# Work to be completed
Pick out each line containing the string "Output" and copy it.

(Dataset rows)
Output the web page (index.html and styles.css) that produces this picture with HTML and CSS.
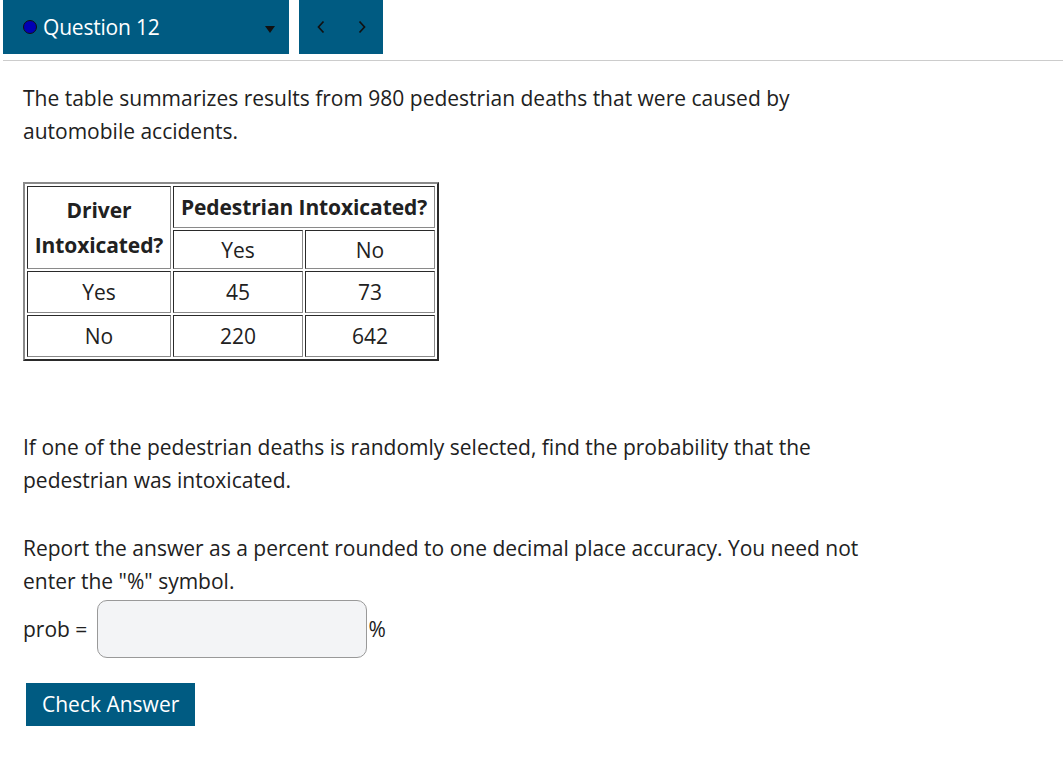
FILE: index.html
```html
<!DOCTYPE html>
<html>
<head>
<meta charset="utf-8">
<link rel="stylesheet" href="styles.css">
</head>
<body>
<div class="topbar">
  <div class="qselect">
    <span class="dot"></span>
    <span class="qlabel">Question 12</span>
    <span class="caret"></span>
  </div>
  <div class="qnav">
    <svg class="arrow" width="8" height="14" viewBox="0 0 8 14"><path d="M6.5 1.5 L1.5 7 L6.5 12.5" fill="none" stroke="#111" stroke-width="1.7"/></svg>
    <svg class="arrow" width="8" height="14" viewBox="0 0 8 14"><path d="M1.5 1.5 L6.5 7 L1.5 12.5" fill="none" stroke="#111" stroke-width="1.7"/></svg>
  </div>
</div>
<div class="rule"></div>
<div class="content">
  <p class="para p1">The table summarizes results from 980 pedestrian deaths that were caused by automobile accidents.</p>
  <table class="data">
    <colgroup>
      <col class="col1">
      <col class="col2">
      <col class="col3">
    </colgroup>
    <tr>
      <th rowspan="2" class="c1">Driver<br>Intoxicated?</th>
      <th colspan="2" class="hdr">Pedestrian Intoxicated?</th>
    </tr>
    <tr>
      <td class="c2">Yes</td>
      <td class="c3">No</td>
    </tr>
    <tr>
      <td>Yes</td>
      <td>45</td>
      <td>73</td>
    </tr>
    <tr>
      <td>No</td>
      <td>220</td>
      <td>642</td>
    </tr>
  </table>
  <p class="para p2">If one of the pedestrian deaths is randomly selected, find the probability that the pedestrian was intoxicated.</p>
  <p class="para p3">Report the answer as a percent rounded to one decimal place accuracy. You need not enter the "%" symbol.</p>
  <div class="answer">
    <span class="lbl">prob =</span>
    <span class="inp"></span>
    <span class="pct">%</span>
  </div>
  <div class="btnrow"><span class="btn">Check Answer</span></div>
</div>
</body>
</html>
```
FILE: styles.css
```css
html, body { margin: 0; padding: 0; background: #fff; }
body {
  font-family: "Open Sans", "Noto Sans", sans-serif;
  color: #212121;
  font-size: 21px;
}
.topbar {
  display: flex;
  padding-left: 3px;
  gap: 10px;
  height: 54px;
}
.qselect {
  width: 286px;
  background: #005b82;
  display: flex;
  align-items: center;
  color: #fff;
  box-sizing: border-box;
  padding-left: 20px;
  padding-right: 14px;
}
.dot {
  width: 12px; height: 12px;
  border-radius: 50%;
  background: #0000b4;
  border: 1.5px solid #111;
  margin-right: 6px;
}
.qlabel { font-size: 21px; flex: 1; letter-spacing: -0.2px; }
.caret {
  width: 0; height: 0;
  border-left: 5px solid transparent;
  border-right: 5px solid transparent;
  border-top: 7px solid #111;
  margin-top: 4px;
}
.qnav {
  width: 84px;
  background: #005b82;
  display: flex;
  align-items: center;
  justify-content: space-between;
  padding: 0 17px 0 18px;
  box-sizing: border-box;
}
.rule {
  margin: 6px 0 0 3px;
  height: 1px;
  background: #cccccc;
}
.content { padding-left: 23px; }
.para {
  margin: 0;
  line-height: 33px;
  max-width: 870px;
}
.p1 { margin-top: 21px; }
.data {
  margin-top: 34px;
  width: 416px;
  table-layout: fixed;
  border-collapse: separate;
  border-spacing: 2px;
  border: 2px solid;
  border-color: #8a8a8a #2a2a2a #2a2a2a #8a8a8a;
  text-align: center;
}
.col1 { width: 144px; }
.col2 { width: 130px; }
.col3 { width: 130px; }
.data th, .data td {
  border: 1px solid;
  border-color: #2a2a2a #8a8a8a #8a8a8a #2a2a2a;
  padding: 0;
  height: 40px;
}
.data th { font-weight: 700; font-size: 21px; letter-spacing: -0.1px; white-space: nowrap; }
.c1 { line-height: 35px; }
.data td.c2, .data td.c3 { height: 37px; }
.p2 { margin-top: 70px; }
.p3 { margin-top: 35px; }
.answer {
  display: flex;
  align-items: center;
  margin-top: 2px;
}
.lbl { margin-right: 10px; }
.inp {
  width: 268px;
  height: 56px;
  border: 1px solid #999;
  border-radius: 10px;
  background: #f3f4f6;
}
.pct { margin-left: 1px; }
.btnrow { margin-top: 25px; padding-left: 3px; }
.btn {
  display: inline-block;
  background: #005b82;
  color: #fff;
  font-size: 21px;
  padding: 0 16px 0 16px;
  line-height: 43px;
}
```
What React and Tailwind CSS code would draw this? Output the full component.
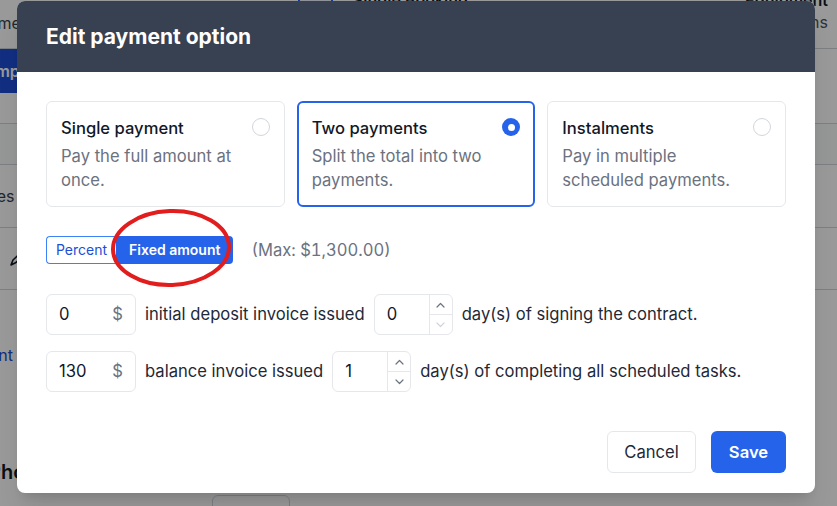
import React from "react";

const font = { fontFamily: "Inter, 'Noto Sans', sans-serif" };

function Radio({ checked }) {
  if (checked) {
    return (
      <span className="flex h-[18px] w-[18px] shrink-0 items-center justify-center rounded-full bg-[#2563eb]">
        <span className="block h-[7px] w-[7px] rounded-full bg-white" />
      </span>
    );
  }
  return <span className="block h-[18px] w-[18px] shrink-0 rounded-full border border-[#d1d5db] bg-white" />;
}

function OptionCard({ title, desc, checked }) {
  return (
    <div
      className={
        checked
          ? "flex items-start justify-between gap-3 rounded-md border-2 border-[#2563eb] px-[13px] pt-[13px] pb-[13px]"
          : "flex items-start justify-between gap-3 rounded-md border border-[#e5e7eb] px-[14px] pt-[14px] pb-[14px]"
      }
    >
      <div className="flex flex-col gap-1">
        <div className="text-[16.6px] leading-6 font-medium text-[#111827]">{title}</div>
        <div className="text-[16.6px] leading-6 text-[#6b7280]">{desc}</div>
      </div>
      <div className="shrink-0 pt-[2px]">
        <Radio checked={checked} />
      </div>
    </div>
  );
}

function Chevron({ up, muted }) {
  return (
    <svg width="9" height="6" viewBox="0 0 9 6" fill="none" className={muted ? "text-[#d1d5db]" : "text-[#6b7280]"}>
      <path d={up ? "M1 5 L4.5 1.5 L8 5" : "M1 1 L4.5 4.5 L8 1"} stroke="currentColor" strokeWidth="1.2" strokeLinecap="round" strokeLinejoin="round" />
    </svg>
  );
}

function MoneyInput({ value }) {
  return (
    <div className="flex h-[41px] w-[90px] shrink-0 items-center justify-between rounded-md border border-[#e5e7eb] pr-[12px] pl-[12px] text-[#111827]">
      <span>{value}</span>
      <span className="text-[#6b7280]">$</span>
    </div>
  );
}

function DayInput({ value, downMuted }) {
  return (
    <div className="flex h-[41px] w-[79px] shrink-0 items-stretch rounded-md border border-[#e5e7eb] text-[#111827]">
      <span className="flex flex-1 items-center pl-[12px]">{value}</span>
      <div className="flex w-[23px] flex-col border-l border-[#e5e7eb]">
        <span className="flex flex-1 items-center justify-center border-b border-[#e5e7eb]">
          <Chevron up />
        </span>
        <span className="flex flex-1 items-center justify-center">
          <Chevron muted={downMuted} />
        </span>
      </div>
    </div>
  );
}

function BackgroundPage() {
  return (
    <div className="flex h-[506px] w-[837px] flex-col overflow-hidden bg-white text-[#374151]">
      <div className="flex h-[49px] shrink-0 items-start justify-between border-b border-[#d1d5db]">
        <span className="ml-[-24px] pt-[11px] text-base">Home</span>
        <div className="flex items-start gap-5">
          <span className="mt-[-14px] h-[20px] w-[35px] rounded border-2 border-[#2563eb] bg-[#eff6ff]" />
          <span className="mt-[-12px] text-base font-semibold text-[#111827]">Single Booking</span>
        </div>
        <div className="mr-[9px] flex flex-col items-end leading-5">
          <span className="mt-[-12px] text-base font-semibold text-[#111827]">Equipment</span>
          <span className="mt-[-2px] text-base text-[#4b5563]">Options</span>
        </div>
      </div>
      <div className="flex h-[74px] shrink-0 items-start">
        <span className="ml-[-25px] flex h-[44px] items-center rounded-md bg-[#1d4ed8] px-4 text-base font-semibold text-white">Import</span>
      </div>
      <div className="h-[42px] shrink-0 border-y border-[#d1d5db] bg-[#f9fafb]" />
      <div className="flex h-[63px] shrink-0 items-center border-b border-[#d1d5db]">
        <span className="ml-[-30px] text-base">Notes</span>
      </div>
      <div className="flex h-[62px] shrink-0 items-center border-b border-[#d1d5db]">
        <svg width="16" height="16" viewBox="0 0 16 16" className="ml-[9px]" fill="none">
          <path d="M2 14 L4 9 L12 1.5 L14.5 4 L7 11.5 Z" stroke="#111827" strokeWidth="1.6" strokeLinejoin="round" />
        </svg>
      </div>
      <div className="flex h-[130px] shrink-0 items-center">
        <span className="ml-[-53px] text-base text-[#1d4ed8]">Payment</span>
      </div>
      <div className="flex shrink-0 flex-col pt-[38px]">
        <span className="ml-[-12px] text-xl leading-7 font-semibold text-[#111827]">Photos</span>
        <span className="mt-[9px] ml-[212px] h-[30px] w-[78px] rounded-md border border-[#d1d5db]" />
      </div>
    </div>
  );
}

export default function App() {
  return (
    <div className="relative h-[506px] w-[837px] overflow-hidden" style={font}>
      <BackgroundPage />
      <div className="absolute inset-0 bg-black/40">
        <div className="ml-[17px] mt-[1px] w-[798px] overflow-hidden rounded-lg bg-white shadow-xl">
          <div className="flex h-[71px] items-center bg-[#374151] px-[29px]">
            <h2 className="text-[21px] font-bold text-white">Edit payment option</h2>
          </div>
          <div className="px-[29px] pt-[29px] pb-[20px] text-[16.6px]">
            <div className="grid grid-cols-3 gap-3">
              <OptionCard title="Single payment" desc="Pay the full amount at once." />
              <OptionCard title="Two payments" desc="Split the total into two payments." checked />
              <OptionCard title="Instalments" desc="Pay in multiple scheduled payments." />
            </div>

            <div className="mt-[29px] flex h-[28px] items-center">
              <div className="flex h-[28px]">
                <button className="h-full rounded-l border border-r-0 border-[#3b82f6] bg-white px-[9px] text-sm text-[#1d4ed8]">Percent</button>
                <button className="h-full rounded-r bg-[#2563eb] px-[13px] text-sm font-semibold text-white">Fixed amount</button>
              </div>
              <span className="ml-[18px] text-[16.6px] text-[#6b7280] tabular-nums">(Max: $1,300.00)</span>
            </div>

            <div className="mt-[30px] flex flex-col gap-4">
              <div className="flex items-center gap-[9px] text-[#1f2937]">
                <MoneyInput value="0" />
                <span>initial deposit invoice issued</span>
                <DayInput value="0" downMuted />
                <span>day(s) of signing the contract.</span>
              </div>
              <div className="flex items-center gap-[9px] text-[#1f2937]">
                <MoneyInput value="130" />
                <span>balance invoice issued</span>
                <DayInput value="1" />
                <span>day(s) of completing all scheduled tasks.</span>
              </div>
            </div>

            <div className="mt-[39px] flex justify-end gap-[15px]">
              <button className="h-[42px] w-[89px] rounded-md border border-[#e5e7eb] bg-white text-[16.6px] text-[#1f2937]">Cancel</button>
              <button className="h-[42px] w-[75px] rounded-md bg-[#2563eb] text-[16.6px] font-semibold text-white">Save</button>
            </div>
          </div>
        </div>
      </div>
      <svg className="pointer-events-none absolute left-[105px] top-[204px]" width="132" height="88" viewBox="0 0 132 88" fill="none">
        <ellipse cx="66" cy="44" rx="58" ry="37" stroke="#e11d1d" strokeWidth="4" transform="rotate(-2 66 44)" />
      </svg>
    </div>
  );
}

# Complete answer
Output the web page (index.html and styles.css) that produces this picture with HTML and CSS.
What React and Tailwind CSS code would draw this? Output the full component.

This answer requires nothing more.